Hannibal Lecter : Les origines du mal (2007)

Réalisé par Peter Webber (1h55, 2007). Avec Gaspard Ulliel, Gong Li, Rhys Ifans, Dominic West.

Gaspard Ulliel dans Hannibal Lecter: les origines du mal (2007)

Alors que l’on pensait le sujet totalement épuisé et la carrière cinématographique d’Hannibal Lecter terminée, l’auteur a écrit un ultime livre retraçant la jeunesse de son personnage. Il porte un regard bienveillant et curieux sur quelqu’un qui, avant de devenir le psychopathe le plus célèbre au monde, était peur-être un garçon comme les autres. En posant donc la question du déclenchement à la fois de la rage, mais aussi de la voracité inhumaine, l’auteur ouvre un chapître terrifiant de l’histoire de Lecter, où il n’a plus l’exclusivité de la cruauté. Alors qu’il a l’ascendant dans la plupart des situations dans les trois premiers films, on découvre un Lecter fragile, pas encore totalement affûté et affirmé.

Pour l’adaptation au cinéma, les producteurs voient grand, en allouant un budget important au projet ($50 millions). Le sujet est alléchant. Il y a matière. S’agissant d’une origin story, a priori un one-shot, le risque est minime. Mais il est difficile d’imaginer un Hannibal Lecter sans Anthony Hopkins, les spectateurs réservent donc un accueil mitigé au film lors de sa sortie en salles ($82 millions de recettes dans le monde entier, dont seulement 27 aux États-Unis).

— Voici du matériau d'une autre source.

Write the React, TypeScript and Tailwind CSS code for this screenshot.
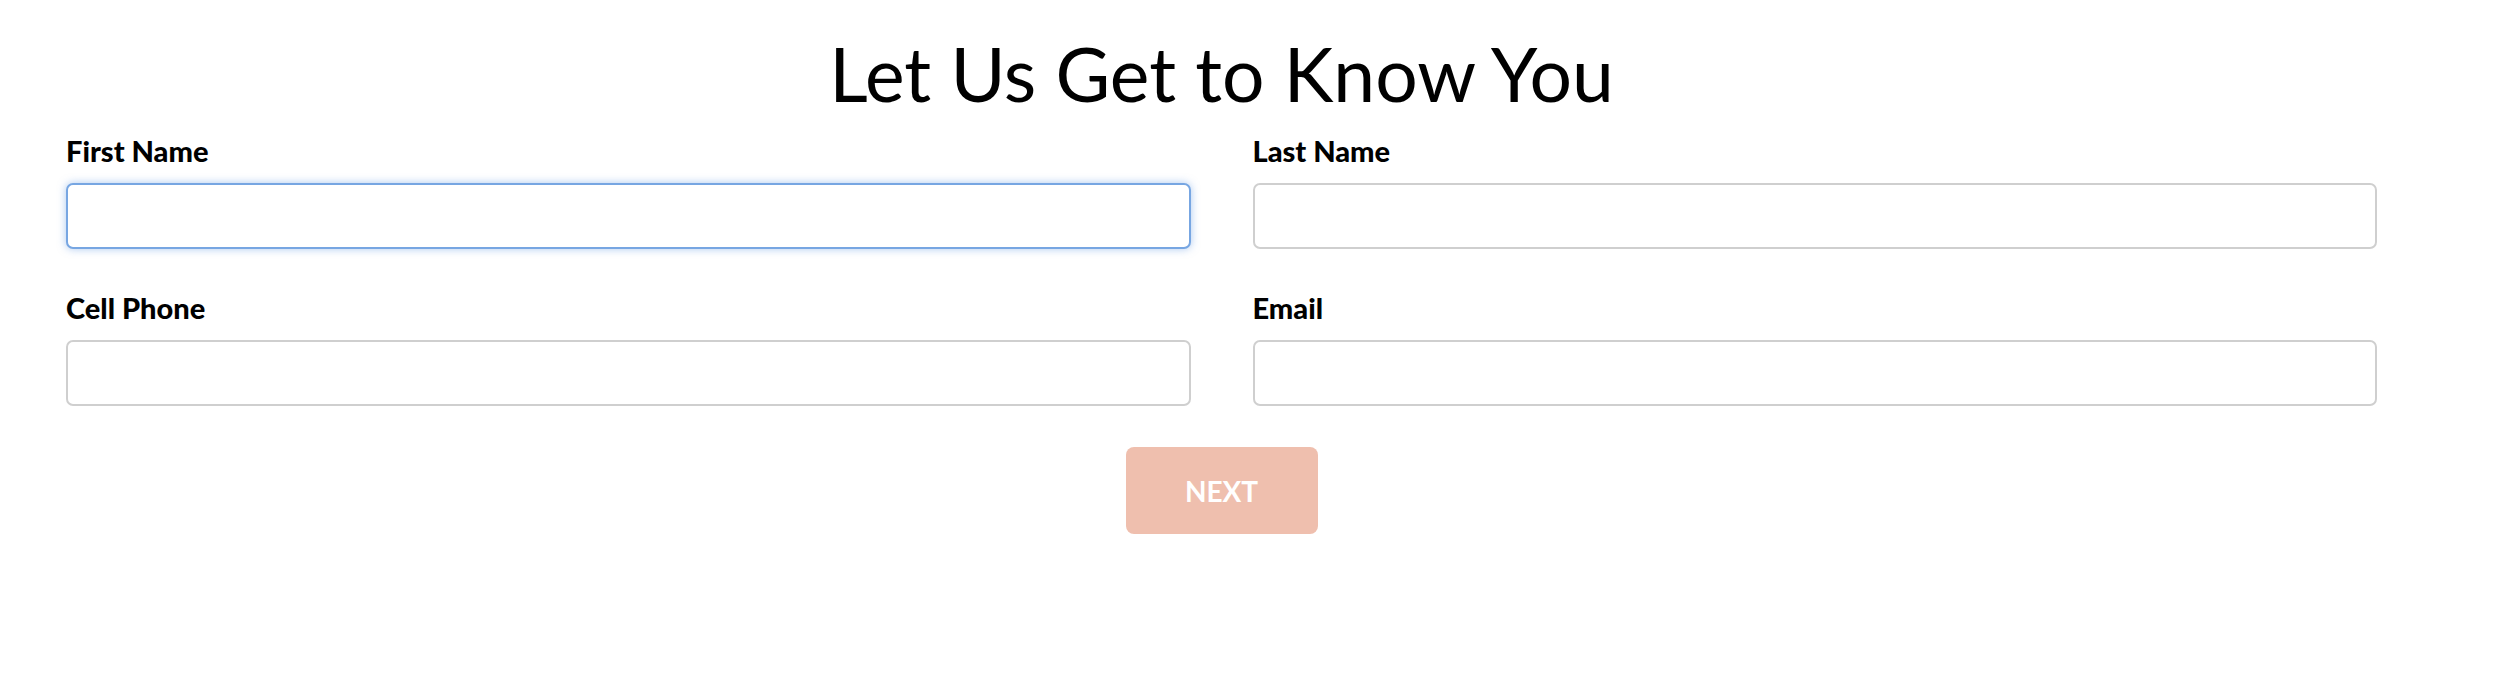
export default function App() {
  return (
    <div className="min-h-screen bg-white pl-[66px] pr-[135px] font-['Lato',_sans-serif] text-black">
      <h1 className="pt-[30px] text-center text-[75px] leading-[86px] font-normal">
        Let Us Get to Know You
      </h1>
      <form className="mt-[18px]">
        <div className="grid grid-cols-2 gap-x-[62px] gap-y-[42px]">
          <Field label="First Name" focused />
          <Field label="Last Name" />
          <Field label="Cell Phone" />
          <Field label="Email" />
        </div>
        <div className="mt-[41px] flex justify-center">
          <button
            type="button"
            className="h-[87px] w-[192px] rounded-[8px] bg-[#efbfae] text-[28px] font-bold text-white"
          >
            NEXT
          </button>
        </div>
      </form>
    </div>
  );
}

function Field({ label, focused }: { label: string; focused?: boolean }) {
  return (
    <div className="flex flex-col">
      <label className="text-[29px] leading-[34px] font-black">{label}</label>
      <input
        type="text"
        className={`mt-[15px] h-[66px] w-full rounded-[7px] border-2 bg-white px-4 outline-none ${
          focused
            ? "border-[#77a6e2] shadow-[0_0_8px_rgba(102,155,225,0.55)]"
            : "border-[#cfcfcf]"
        }`}
      />
    </div>
  );
}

C’est Gaspard Ulliel qui hérite du rôle-titre, une partition fabuleuse au milieu d’un casting magistral – on redécouvre notamment Rhys Ifans dans une performance remarquable, trait d’union entre Coup de foudre à Notting Hill (1999) et The Amazing Spiderman (2012); Lecter rencontre une femme (Gong Li), un inspecteur de police (Dominic West) et une bande de criminels de guerre (Kevin McKidd, Richard Brake, Stephen Walters et Ivan Marevich). Un thriller captivant, subtil et ambitieux dans un cadre qui n’a rien à voir avec les films précédents – avant de s’installer à Baltimore aux États-Unis (Dragon Rouge), puis de refaire sa vie en Italie (Hannibal), Lecter a passé son enfance en Lituanie. Une enfance perturbée par la Seconde Guerre mondiale…


Mads Mikkelsen dans Hannibal, la série (2013-2015)
Hannibal – la série (2013-2015)

Développée par Bryan Fuller pour la chaîne américaine NBC, la série Hannibal compte 39 épisodes de 43 minutes (3 saisons de 13 épisodes chacune). Le docteur Hannibal Lecter est incarné par Mads Mikkelsen, Will Graham par Hugh Dancy. Avec également Laurence Fishburne et Gillian Anderson.